WHAT IS ASKED
Can you write out all the lines word for word, with no pictures?

● ● ● ● ● ● ●

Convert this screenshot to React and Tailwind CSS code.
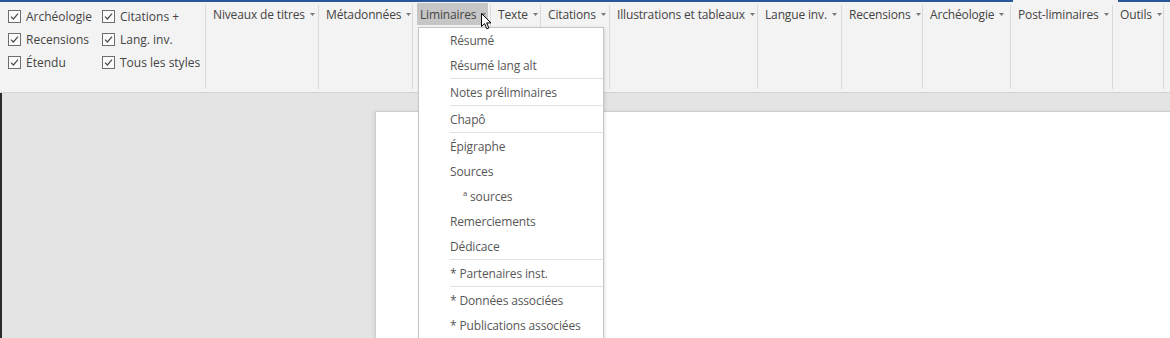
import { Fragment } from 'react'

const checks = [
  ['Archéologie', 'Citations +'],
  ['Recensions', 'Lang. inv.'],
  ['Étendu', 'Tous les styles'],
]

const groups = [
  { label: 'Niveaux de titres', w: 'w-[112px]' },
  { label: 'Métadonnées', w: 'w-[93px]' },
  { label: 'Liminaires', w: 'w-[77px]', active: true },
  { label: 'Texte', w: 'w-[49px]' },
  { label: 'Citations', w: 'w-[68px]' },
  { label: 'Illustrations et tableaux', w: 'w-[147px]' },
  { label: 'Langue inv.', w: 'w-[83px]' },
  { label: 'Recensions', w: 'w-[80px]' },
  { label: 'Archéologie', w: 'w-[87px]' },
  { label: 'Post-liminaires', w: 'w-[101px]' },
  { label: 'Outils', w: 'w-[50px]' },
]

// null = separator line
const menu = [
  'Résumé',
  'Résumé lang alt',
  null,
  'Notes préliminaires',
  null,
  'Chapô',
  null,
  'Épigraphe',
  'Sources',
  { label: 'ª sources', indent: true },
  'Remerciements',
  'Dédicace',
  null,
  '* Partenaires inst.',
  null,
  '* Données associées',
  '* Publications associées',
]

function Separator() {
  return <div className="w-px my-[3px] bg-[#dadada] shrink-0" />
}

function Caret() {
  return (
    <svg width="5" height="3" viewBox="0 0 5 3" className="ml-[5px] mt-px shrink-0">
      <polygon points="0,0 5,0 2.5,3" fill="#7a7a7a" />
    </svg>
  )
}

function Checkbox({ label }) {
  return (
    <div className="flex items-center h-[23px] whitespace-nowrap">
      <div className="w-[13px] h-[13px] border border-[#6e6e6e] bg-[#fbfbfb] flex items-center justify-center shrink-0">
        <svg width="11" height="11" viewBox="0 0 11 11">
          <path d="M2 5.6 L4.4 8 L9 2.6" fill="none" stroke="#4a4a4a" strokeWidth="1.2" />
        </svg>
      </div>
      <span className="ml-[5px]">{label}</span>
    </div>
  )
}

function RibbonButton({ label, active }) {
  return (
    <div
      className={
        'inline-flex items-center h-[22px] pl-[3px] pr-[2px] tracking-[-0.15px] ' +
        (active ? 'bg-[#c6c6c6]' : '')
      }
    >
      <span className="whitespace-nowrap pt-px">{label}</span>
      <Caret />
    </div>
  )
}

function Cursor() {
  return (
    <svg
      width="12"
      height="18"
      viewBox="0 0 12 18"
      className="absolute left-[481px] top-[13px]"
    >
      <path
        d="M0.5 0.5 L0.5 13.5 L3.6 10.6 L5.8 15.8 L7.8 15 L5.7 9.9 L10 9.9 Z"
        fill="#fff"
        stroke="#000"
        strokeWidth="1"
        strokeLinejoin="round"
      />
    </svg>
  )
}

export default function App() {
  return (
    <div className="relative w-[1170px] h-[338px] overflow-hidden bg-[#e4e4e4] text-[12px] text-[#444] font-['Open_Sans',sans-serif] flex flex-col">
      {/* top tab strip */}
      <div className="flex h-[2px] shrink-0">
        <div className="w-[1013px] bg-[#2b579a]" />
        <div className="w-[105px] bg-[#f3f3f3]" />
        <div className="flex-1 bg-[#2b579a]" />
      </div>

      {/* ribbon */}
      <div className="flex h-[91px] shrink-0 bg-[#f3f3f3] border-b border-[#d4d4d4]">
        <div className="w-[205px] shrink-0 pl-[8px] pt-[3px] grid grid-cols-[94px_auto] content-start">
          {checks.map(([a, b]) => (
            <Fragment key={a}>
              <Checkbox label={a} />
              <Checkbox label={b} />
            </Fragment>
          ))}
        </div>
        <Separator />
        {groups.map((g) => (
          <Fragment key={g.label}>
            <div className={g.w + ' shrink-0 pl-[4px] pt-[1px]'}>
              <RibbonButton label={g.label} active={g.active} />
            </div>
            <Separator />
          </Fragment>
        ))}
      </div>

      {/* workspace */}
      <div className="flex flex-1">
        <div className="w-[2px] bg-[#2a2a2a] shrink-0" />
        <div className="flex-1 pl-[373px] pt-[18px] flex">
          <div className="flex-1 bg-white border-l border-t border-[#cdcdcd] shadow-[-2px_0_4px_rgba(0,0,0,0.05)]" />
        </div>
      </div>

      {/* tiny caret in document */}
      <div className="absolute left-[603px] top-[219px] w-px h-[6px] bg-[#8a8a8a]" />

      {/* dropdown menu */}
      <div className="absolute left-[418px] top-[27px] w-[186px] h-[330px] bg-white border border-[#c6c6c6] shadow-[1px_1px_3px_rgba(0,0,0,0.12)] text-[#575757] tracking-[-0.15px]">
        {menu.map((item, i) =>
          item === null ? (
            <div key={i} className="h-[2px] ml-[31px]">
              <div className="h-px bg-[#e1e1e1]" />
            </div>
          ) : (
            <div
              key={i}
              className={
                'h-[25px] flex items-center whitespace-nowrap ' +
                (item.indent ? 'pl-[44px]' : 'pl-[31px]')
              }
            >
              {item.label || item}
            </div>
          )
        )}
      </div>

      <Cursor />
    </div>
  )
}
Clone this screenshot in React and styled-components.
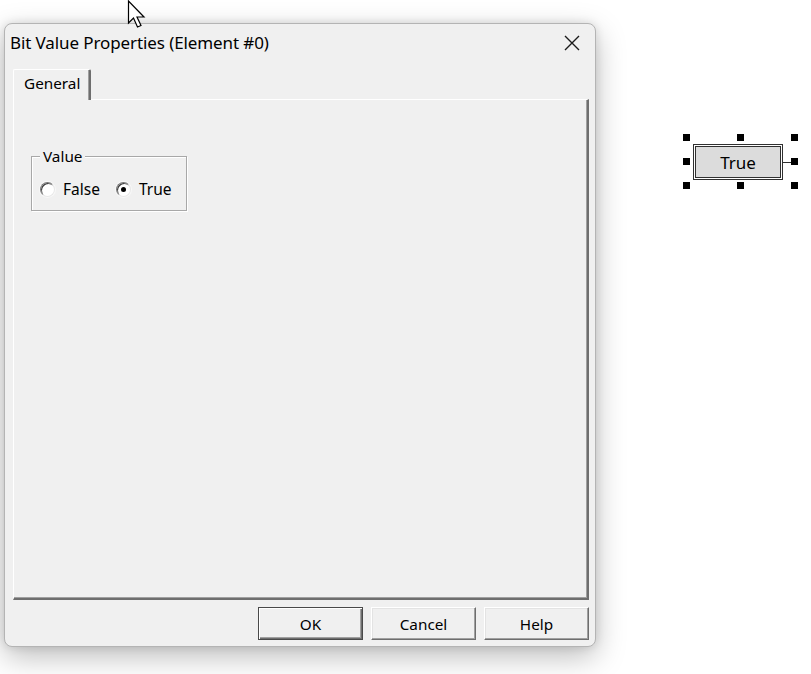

● ● ● ● ● ● ●

ANSWER BELOW
Convert this screenshot to React and Tailwind CSS code.
import { Fragment } from 'react'

const checks = [
  ['Archéologie', 'Citations +'],
  ['Recensions', 'Lang. inv.'],
  ['Étendu', 'Tous les styles'],
]

const groups = [
  { label: 'Niveaux de titres', w: 'w-[112px]' },
  { label: 'Métadonnées', w: 'w-[93px]' },
  { label: 'Liminaires', w: 'w-[77px]', active: true },
  { label: 'Texte', w: 'w-[49px]' },
  { label: 'Citations', w: 'w-[68px]' },
  { label: 'Illustrations et tableaux', w: 'w-[147px]' },
  { label: 'Langue inv.', w: 'w-[83px]' },
  { label: 'Recensions', w: 'w-[80px]' },
  { label: 'Archéologie', w: 'w-[87px]' },
  { label: 'Post-liminaires', w: 'w-[101px]' },
  { label: 'Outils', w: 'w-[50px]' },
]

// null = separator line
const menu = [
  'Résumé',
  'Résumé lang alt',
  null,
  'Notes préliminaires',
  null,
  'Chapô',
  null,
  'Épigraphe',
  'Sources',
  { label: 'ª sources', indent: true },
  'Remerciements',
  'Dédicace',
  null,
  '* Partenaires inst.',
  null,
  '* Données associées',
  '* Publications associées',
]

function Separator() {
  return <div className="w-px my-[3px] bg-[#dadada] shrink-0" />
}

function Caret() {
  return (
    <svg width="5" height="3" viewBox="0 0 5 3" className="ml-[5px] mt-px shrink-0">
      <polygon points="0,0 5,0 2.5,3" fill="#7a7a7a" />
    </svg>
  )
}

function Checkbox({ label }) {
  return (
    <div className="flex items-center h-[23px] whitespace-nowrap">
      <div className="w-[13px] h-[13px] border border-[#6e6e6e] bg-[#fbfbfb] flex items-center justify-center shrink-0">
        <svg width="11" height="11" viewBox="0 0 11 11">
          <path d="M2 5.6 L4.4 8 L9 2.6" fill="none" stroke="#4a4a4a" strokeWidth="1.2" />
        </svg>
      </div>
      <span className="ml-[5px]">{label}</span>
    </div>
  )
}

function RibbonButton({ label, active }) {
  return (
    <div
      className={
        'inline-flex items-center h-[22px] pl-[3px] pr-[2px] tracking-[-0.15px] ' +
        (active ? 'bg-[#c6c6c6]' : '')
      }
    >
      <span className="whitespace-nowrap pt-px">{label}</span>
      <Caret />
    </div>
  )
}

function Cursor() {
  return (
    <svg
      width="12"
      height="18"
      viewBox="0 0 12 18"
      className="absolute left-[481px] top-[13px]"
    >
      <path
        d="M0.5 0.5 L0.5 13.5 L3.6 10.6 L5.8 15.8 L7.8 15 L5.7 9.9 L10 9.9 Z"
        fill="#fff"
        stroke="#000"
        strokeWidth="1"
        strokeLinejoin="round"
      />
    </svg>
  )
}

export default function App() {
  return (
    <div className="relative w-[1170px] h-[338px] overflow-hidden bg-[#e4e4e4] text-[12px] text-[#444] font-['Open_Sans',sans-serif] flex flex-col">
      {/* top tab strip */}
      <div className="flex h-[2px] shrink-0">
        <div className="w-[1013px] bg-[#2b579a]" />
        <div className="w-[105px] bg-[#f3f3f3]" />
        <div className="flex-1 bg-[#2b579a]" />
      </div>

      {/* ribbon */}
      <div className="flex h-[91px] shrink-0 bg-[#f3f3f3] border-b border-[#d4d4d4]">
        <div className="w-[205px] shrink-0 pl-[8px] pt-[3px] grid grid-cols-[94px_auto] content-start">
          {checks.map(([a, b]) => (
            <Fragment key={a}>
              <Checkbox label={a} />
              <Checkbox label={b} />
            </Fragment>
          ))}
        </div>
        <Separator />
        {groups.map((g) => (
          <Fragment key={g.label}>
            <div className={g.w + ' shrink-0 pl-[4px] pt-[1px]'}>
              <RibbonButton label={g.label} active={g.active} />
            </div>
            <Separator />
          </Fragment>
        ))}
      </div>

      {/* workspace */}
      <div className="flex flex-1">
        <div className="w-[2px] bg-[#2a2a2a] shrink-0" />
        <div className="flex-1 pl-[373px] pt-[18px] flex">
          <div className="flex-1 bg-white border-l border-t border-[#cdcdcd] shadow-[-2px_0_4px_rgba(0,0,0,0.05)]" />
        </div>
      </div>

      {/* tiny caret in document */}
      <div className="absolute left-[603px] top-[219px] w-px h-[6px] bg-[#8a8a8a]" />

      {/* dropdown menu */}
      <div className="absolute left-[418px] top-[27px] w-[186px] h-[330px] bg-white border border-[#c6c6c6] shadow-[1px_1px_3px_rgba(0,0,0,0.12)] text-[#575757] tracking-[-0.15px]">
        {menu.map((item, i) =>
          item === null ? (
            <div key={i} className="h-[2px] ml-[31px]">
              <div className="h-px bg-[#e1e1e1]" />
            </div>
          ) : (
            <div
              key={i}
              className={
                'h-[25px] flex items-center whitespace-nowrap ' +
                (item.indent ? 'pl-[44px]' : 'pl-[31px]')
              }
            >
              {item.label || item}
            </div>
          )
        )}
      </div>

      <Cursor />
    </div>
  )
}
Clone this screenshot in React and styled-components.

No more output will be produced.